Dividend.com has added a household name to the Best Dividend Stocks list. This company changed the face of retail in America and has more than 100 million customers who shop at its stores every day. Its website is one of the top 3 most visited U.S. retail websites list. It has achieved triple-digit growth in e-commerce sales over the past 4 years. If this company was a country, its sales would land it in the top 30 in terms of GDP. They have more than 10,000 stores in more than 25 countries.
Last year, the company spent more than $10 billion in share repurchases and dividends. The stock has shown great relative strength–one of the key factors we use to rate stocks–and is trading near its 52-week high. In late 2015, the stock price fell more than 35% from its top. It bottomed out in early 2016 and is now staging a comeback to its 2015 highs.
To summarize, here are 4 reasons why you should own this stock:
- More than $400 billion in revenue.
- A dividend aristocrat, this company has raised its dividend for more than 40 years in a row.
- It is now plowing billions of dollars into e-commerce, which will catapult the company into its next phase of growth.
- Given its credentials, the stock is up for grabs at only 17 times 2016 earnings.

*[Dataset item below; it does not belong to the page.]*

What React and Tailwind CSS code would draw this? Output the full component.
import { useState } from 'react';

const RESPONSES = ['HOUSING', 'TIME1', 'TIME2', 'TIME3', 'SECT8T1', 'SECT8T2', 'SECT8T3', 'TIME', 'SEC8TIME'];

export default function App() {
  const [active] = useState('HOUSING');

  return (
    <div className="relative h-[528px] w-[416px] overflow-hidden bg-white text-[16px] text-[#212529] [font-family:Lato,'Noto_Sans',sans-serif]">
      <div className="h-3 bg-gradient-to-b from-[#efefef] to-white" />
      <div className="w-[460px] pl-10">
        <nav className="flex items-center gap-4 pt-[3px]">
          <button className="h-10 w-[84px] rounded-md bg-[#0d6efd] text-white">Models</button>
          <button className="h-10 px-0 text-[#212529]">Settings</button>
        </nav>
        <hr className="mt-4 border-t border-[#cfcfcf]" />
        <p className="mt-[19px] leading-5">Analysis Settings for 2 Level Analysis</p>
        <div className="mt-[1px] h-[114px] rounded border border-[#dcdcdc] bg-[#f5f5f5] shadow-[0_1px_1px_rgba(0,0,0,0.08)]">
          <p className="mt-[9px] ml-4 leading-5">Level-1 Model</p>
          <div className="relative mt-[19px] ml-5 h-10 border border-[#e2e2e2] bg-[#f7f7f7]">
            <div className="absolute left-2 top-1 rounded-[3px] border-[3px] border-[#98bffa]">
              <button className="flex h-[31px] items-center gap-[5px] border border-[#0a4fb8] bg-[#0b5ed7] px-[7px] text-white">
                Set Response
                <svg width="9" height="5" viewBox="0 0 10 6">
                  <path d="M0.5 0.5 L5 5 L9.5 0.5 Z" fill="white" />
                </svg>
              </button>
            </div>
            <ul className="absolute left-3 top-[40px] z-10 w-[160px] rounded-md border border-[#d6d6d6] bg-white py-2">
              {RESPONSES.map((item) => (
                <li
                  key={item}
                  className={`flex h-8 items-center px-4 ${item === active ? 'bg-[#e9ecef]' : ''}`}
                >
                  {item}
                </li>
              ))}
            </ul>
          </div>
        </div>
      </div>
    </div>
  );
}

Soft Removal of a Banking Giant
We are removing a bank that we added to the Best Dividend Stocks list on 07/07/2014. Due to the banks significant exposure to oil assets, the stock is down 25% since we recommended it. Price performance is only one of five parameters we look at while rating stocks. The attractiveness of the banks dividend yield, potential earnings growth in 2017, valuation, and dividend reliability still remain very healthy. Considering all of these factors, we continue to rate this stock at 3.5. We expect the price to rebound once oil rebounds again, until then it won’t feature on our Best Dividend Stocks list.